# Short exercise
How many lines in the records below hold the string "TypeScript"? Please answer with the number and nothing more.

# Entries supplied
━━━
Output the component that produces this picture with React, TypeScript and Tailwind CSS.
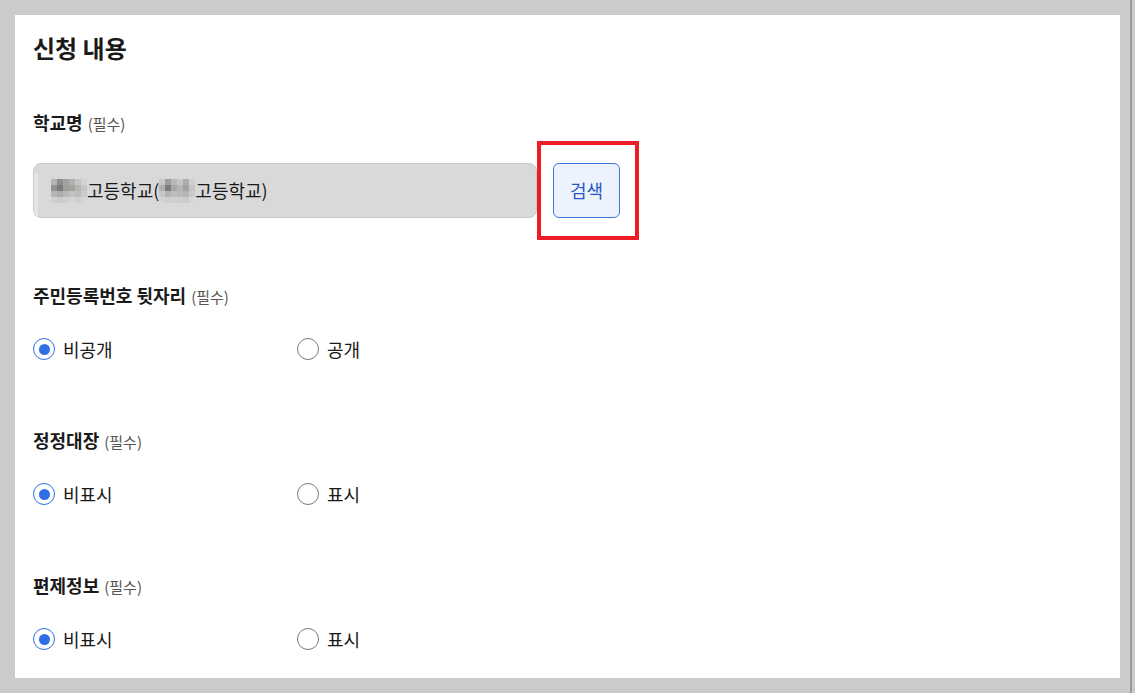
━━━
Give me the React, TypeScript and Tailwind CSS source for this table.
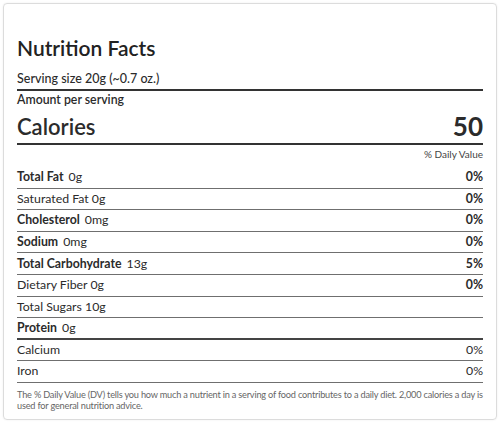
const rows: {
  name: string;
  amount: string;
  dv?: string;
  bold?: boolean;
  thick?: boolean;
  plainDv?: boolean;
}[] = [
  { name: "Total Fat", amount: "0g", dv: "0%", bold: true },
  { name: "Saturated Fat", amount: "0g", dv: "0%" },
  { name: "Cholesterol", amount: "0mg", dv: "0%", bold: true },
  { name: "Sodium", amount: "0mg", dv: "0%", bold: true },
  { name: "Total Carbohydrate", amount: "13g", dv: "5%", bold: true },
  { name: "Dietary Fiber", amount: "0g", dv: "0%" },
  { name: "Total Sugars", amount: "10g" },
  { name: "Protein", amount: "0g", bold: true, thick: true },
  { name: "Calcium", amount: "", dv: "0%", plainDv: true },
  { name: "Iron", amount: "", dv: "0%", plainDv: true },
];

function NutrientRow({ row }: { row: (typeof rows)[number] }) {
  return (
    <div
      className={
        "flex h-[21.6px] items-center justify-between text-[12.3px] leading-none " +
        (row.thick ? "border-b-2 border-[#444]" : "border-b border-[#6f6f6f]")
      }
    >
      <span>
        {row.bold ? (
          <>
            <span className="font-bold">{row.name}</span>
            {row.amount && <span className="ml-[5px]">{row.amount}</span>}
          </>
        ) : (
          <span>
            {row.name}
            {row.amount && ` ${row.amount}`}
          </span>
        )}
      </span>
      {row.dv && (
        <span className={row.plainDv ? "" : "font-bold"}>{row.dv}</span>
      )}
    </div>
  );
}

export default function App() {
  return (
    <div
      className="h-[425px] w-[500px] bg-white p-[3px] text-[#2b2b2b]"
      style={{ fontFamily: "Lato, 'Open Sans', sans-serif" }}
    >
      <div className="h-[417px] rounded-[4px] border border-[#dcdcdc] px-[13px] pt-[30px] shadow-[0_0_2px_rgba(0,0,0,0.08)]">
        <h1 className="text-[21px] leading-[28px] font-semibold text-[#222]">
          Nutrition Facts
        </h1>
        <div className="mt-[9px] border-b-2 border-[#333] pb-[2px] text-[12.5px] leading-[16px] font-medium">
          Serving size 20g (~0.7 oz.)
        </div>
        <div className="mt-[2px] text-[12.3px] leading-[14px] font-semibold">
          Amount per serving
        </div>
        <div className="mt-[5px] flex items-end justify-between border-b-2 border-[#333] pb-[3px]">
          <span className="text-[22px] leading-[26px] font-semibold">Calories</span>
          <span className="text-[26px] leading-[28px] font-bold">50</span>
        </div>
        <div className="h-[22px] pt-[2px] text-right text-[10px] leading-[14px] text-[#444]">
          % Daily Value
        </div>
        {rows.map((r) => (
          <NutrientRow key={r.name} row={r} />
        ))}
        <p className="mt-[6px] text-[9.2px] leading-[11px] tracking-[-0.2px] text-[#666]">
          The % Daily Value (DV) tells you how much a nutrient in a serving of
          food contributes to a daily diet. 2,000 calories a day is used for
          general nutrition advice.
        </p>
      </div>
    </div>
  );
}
━━━
# Output of the exercise
2